James Maitland Wardrop, 1872. Church with square-plan tower, spire, nave and vestry, sited on raised site to W of Gavinton village. Stugged ashlar with polished ashlar hoodmoulds and droved ashlar stop-chamfered margins, to S elevation; rubble to N elevation; bull-faced sandstone with polished ashlar dressings to tower and spire. Base course. Sawtooth coped, battered buttresses.

TOWER: pointed-arch boarded door with hoodmould at ground/1st stage of tower to outer right. String course dividing each stage; small window at 2nd stage; pointed-arch window with hoodmould at 3rd stage with timber louvring; eaves course with winged gargoyles to each corner. Tall octagonal tapering spire with gabled, crocketted lucarnes and pinnacles; string course at half-height; weathercock at apex.

S ELEVATION: 7-bay. Buttress to centre. Pointed-arch windows with hoodmoulds to 2 bays to each side. Single storey vestry and entrance in bay to outer left with timber-framed porch on sandstone (now partly rendered) wall; boarded pointed-arch door.

W ELEVATION: gabled end of single storey vestry with four-centre-arched window to centre. Pointed-arch window to side elevation of entrance, set back from W elevation. Lean-to addition in re-entrant angle between vestry and nave, to N with four-centre-arched boarded door to W. Rose window flanked by pointed-arch single windows to W gabled end of nave, with wallhead coped stack to N.

N ELEVATION: pointed-arch window to outer bays of nave; blank to centre bays. Small window to single storey lean-to addition to outer right. Half-conical roofed octagonal engaged tower to re-entrant angle of nave and tower at 1st stage with small pointed-arch opening. Same arrangement at 2nd, 3rd and spire levels as S elevation.

Flowing, curvilinear traceried windows with leaded lights. Graded sandstone tiled roof. Sawtooth coped skews with skewputts.

INTERIOR: encaustic tiling to floor of porch and to nave. Simple interior with sentences from the Bible painted above each window and around Rose window to W end. Timber pews, raised to E end (to rear). Communion table and pulpit to centre of W end with timber panelled reredos with pointed-arch engaged arcading above with Lord?s prayer and 10 commandments set within. Timber font. Organ set at 1st floor of E end in pointed-arch opening (see Notes). Timber wall memorial to Margaret Crombie Grant on N wall; marble wall memorial to Rev Robert Stormonth Darling, to N wall; timber tablet recording the Ministers of Langton from 1574 to 1983.

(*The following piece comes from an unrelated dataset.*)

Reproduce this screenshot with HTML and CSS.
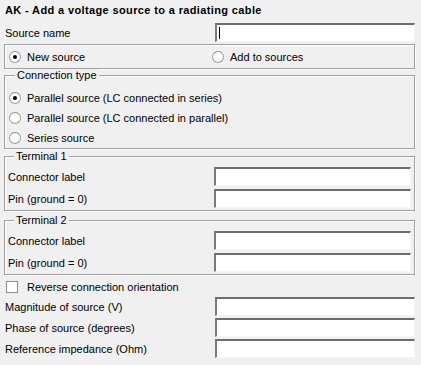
FILE: index.html
```html
<!DOCTYPE html>
<html lang="en">
<head>
    <meta charset="UTF-8">
    <title>AK - Add a voltage source to a radiating cable</title>
    <link rel="stylesheet" href="styles.css">
</head>
<body>
    <div class="dialog">
        <div class="title">AK - Add a voltage source to a radiating cable</div>

        <div class="row top-row">
            <span class="label">Source name</span>
            <input type="text" class="field focused">
        </div>

        <div class="group mode-group">
            <label class="option half"><span class="radio checked"></span>New source</label>
            <label class="option half"><span class="radio"></span>Add to sources</label>
        </div>

        <div class="group box box-connection">
            <span class="legend">Connection type</span>
            <label class="option"><span class="radio checked"></span>Parallel source (LC connected in series)</label>
            <label class="option"><span class="radio"></span>Parallel source (LC connected in parallel)</label>
            <label class="option"><span class="radio"></span>Series source</label>
        </div>

        <div class="group box box-terminal first">
            <span class="legend">Terminal 1</span>
            <div class="row"><span class="label">Connector label</span><input type="text" class="field"></div>
            <div class="row"><span class="label">Pin (ground = 0)</span><input type="text" class="field"></div>
        </div>

        <div class="group box box-terminal">
            <span class="legend">Terminal 2</span>
            <div class="row"><span class="label">Connector label</span><input type="text" class="field"></div>
            <div class="row"><span class="label">Pin (ground = 0)</span><input type="text" class="field"></div>
        </div>

        <label class="option check-row"><span class="checkbox"></span>Reverse connection orientation</label>

        <div class="row"><span class="label">Magnitude of source (V)</span><input type="text" class="field"></div>
        <div class="row"><span class="label">Phase of source (degrees)</span><input type="text" class="field"></div>
        <div class="row"><span class="label">Reference impedance (Ohm)</span><input type="text" class="field"></div>
    </div>
</body>
</html>
```

FILE: styles.css
```css
* {
    margin: 0;
    padding: 0;
    box-sizing: border-box;
}

body {
    font-family: 'Liberation Sans', Arial, sans-serif;
    font-size: 11px;
    color: #000;
    background: #f0f0f0;
    width: 421px;
    height: 365px;
    overflow: hidden;
}

.dialog {
    padding: 3px 6px 0 4px;
    display: flex;
    flex-direction: column;
}

.title {
    font-weight: bold;
    font-size: 11px;
    letter-spacing: 0.37px;
    padding-left: 1px;
    height: 16px;
    line-height: 14px;
}

.row {
    display: flex;
    align-items: center;
    height: 21px;
    flex: none;
}

.top-row {
    margin-top: 3px;
}

.label {
    flex: 1;
    padding-left: 1px;
    white-space: nowrap;
}

.field {
    width: 200px;
    height: 19px;
    border-style: solid;
    border-width: 2px 1px 1px 2px;
    border-color: #6d6d6d #f5f5f5 #f5f5f5 #7a7a7a;
    background: #fff;
    outline: none;
    font: inherit;
    padding: 0 3px;
}

/* text cursor in the focused field */
.field.focused {
    background: linear-gradient(#000, #000) no-repeat 2px 2px / 1px 12px, #fff;
}

.group {
    border: 1px solid #a0a0a0;
    box-shadow: inset 1px 1px 0 #fff, 1px 1px 0 #fff;
    flex: none;
}

.box {
    display: flex;
    flex-direction: column;
}

/* group caption sits across the top border */
.legend {
    align-self: flex-start;
    margin: -7px 0 0 6px;
    padding: 0 2px;
    height: 13px;
    line-height: 13px;
    background: #f0f0f0;
}

.mode-group {
    display: flex;
    height: 25px;
    margin-top: 1px;
    padding: 0 4px;
    align-items: center;
}

.half {
    width: 203px;
}

.option {
    display: flex;
    align-items: center;
    height: 20px;
    flex: none;
    white-space: nowrap;
}

.radio {
    width: 12px;
    height: 12px;
    border-radius: 50%;
    border: 1px solid #a0a0a0;
    border-top-color: #8a8a8a;
    background: radial-gradient(circle, #fff 55%, #e8e8e8 100%);
    margin-right: 6px;
    flex: none;
    position: relative;
}

.radio.checked::after {
    content: "";
    position: absolute;
    left: 3px;
    top: 3px;
    width: 4px;
    height: 4px;
    border-radius: 50%;
    background: #000;
}

.box-connection {
    margin-top: 6px;
    padding: 0 4px;
}

.box-connection .legend {
    margin-bottom: 6px;
}

.box-terminal {
    margin-top: 9px;
    padding: 0 3px 1px 3px;
    gap: 1px;
}

.box-terminal.first {
    margin-top: 7px;
}

.box-terminal .legend {
    margin-bottom: 2px;
}

.box-terminal .label {
    padding-left: 0;
}

.box-terminal .field {
    width: 197px;
}

.check-row {
    margin-top: 3px;
    height: 18px;
    padding-left: 2px;
}

.checkbox {
    width: 12px;
    height: 12px;
    border: 1px solid #8f8f8f;
    background: #fff;
    margin-right: 9px;
    flex: none;
}
```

GRAVEYARD: variety of mainly 19th century sandstone gravestones, including one near church in memory of Charles Moir (died 1832) with bas relief to reverse of man in 18th century dress holding book. Separate area with cast-iron railings with gravestones of family and descendants of Langton House.

Statement of Interest

The church was built to replace one built in 1798, under the instruction of Lady Elizabeth Pringle, the wife of Sir John Pringle of Langton House. The original organ was replaced by an electrical organ in 1975, in memory of the Very Rev James B Longmuir although the pipes are still in situ.